_Data entries_
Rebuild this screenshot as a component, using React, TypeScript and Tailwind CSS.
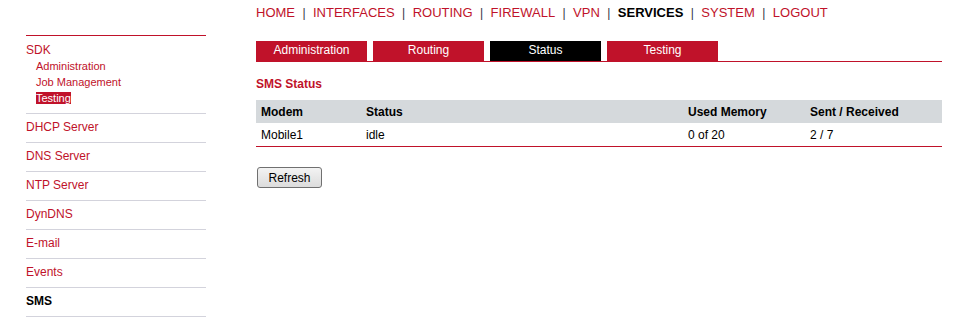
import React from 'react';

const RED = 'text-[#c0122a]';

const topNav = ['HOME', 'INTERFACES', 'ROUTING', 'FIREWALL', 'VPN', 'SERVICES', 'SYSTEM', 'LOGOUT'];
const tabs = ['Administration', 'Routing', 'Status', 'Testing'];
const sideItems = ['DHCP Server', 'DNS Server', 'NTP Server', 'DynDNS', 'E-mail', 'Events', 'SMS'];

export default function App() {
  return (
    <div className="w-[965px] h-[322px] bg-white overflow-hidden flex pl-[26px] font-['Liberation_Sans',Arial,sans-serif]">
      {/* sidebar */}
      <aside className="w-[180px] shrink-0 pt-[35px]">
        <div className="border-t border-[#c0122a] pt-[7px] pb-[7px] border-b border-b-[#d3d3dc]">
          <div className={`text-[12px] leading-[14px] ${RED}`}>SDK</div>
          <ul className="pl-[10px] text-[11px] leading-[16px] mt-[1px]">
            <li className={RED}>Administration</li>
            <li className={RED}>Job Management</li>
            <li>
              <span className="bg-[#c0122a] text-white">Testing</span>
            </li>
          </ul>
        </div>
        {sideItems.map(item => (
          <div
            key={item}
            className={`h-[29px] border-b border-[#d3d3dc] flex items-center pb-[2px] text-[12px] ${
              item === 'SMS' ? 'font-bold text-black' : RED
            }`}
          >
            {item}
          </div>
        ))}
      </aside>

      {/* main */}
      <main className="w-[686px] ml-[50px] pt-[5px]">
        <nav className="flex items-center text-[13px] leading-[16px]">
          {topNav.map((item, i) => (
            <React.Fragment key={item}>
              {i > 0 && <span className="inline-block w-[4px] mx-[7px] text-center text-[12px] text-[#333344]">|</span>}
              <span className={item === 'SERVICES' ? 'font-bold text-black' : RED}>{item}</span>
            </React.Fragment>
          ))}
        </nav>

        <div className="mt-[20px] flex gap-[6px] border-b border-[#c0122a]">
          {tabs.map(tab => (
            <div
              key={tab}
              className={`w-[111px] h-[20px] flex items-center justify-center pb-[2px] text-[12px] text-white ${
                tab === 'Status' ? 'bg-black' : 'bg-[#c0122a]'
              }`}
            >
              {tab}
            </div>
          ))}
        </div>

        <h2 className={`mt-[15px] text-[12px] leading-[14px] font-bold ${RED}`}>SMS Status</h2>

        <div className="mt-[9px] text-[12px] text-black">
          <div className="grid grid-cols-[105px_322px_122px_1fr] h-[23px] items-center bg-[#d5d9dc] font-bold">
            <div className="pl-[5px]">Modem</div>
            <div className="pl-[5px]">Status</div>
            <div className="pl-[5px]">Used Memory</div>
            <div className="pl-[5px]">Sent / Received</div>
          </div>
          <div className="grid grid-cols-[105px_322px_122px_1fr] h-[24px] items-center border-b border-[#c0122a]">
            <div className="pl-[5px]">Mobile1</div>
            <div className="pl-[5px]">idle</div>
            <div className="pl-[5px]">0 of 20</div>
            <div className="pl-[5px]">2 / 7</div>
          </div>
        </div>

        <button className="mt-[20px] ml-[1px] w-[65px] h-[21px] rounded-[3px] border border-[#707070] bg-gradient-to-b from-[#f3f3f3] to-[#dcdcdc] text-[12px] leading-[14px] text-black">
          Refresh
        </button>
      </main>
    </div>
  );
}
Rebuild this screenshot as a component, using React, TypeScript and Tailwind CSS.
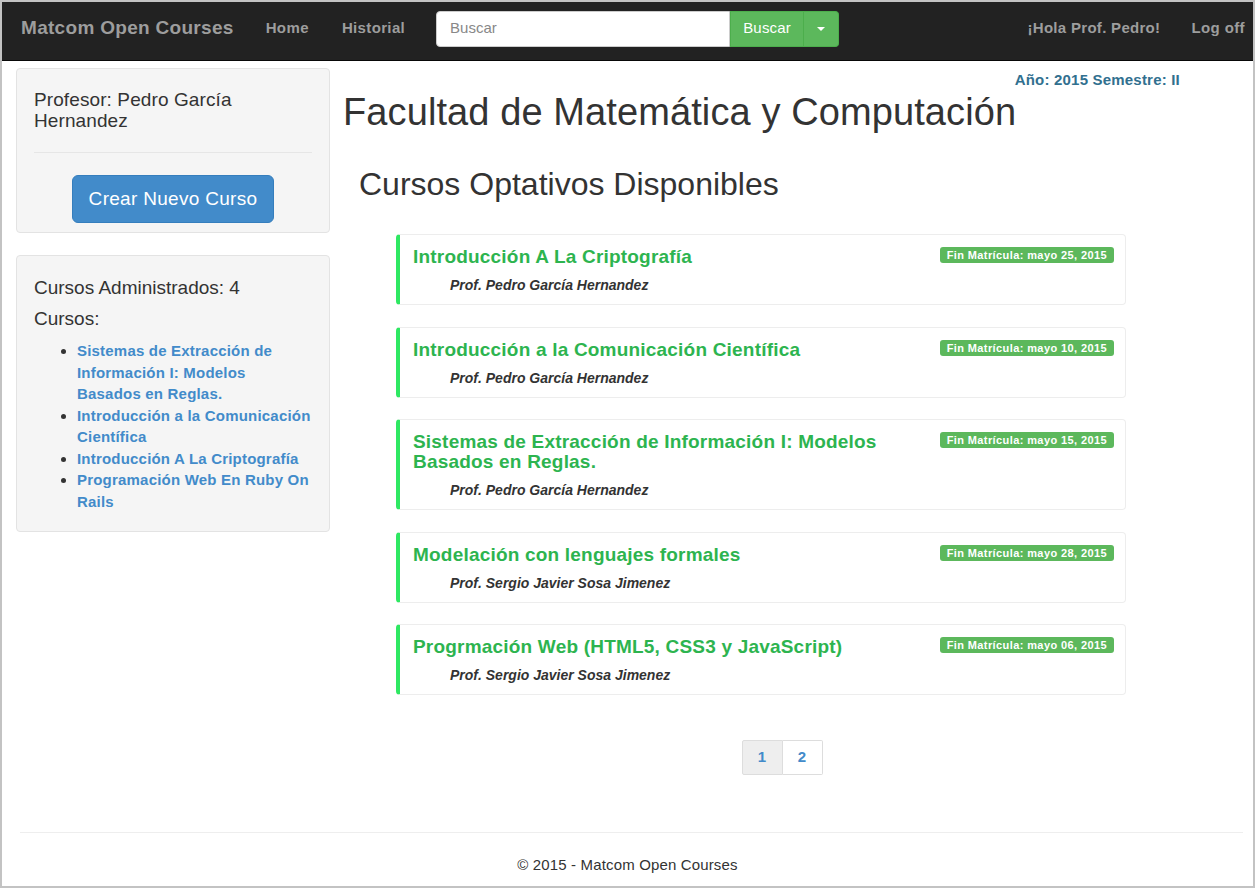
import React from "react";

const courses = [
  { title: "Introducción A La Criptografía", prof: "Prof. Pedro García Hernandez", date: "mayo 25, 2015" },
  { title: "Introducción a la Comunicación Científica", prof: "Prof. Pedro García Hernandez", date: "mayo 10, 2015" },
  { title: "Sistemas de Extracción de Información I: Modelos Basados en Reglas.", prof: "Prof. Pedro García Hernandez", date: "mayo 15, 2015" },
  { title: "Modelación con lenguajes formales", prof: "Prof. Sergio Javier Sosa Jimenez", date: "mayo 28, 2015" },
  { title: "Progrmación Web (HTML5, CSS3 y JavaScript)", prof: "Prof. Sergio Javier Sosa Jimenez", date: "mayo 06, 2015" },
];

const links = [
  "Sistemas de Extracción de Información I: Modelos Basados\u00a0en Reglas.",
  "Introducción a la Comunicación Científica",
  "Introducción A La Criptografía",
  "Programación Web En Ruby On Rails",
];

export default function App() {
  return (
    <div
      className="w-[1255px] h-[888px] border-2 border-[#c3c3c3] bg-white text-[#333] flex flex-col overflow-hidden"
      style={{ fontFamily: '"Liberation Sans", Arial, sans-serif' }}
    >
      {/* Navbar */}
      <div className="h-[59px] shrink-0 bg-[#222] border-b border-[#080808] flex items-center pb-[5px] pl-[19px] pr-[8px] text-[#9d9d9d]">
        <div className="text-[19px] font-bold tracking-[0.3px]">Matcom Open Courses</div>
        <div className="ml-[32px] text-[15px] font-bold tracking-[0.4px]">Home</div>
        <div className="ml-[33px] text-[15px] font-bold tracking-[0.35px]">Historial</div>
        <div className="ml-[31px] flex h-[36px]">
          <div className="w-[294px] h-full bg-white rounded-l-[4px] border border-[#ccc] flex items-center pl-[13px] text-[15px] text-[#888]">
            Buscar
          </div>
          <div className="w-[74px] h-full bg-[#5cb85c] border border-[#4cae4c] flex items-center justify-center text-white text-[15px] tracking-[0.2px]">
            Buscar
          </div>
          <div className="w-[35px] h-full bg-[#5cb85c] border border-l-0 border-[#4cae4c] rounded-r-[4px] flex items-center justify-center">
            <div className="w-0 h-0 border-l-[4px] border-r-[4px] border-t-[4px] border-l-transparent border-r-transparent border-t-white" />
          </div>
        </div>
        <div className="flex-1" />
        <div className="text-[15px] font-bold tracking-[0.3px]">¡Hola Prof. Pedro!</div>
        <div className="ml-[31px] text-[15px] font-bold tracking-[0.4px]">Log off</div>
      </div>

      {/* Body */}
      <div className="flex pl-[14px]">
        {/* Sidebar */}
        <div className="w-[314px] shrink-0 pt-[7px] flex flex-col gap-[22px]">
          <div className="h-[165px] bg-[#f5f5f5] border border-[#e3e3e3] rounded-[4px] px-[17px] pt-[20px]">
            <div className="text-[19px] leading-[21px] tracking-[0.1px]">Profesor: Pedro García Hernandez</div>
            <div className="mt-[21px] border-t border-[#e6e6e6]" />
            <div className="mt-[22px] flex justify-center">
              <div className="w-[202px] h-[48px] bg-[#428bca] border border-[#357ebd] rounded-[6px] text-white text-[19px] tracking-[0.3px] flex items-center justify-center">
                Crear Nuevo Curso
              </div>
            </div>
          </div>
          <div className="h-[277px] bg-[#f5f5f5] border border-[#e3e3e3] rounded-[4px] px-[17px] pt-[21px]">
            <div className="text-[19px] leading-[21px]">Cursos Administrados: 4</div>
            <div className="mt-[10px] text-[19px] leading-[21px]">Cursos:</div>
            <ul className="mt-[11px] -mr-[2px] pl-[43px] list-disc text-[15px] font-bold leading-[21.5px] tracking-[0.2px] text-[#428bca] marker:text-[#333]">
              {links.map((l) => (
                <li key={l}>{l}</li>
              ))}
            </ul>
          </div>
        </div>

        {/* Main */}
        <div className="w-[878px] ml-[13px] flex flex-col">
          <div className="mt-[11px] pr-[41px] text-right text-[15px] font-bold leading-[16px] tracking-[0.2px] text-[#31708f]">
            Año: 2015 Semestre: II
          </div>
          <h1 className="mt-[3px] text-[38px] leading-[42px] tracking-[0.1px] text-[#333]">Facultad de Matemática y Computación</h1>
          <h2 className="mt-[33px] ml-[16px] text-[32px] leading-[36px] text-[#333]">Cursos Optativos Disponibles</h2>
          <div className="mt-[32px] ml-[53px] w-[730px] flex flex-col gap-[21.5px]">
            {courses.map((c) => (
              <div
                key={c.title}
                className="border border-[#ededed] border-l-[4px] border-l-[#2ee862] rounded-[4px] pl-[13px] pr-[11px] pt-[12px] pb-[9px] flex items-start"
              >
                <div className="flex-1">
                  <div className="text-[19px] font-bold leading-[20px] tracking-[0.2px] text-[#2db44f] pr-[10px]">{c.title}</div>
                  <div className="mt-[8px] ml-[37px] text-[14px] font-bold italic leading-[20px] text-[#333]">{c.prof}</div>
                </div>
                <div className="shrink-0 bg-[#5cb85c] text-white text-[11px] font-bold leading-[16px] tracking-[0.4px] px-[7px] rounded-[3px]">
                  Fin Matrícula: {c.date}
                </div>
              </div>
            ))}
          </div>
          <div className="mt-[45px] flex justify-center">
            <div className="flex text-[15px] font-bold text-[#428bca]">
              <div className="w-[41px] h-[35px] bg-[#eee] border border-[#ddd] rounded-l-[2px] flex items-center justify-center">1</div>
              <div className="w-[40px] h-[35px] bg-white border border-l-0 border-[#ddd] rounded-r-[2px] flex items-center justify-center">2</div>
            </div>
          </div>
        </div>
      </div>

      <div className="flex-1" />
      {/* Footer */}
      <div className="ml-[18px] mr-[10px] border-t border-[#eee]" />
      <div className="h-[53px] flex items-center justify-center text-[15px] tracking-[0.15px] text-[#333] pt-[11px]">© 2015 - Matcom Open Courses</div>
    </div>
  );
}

_Aim of the exercise_
Hand back the exact lines from the start of the entries to the line with "const sideItems = ['DHCP", both ends kept and pictures left out.

_Response below_
Rebuild this screenshot as a component, using React, TypeScript and Tailwind CSS.
import React from 'react';

const RED = 'text-[#c0122a]';

const topNav = ['HOME', 'INTERFACES', 'ROUTING', 'FIREWALL', 'VPN', 'SERVICES', 'SYSTEM', 'LOGOUT'];
const tabs = ['Administration', 'Routing', 'Status', 'Testing'];
const sideItems = ['DHCP Server', 'DNS Server', 'NTP Server', 'DynDNS', 'E-mail', 'Events', 'SMS'];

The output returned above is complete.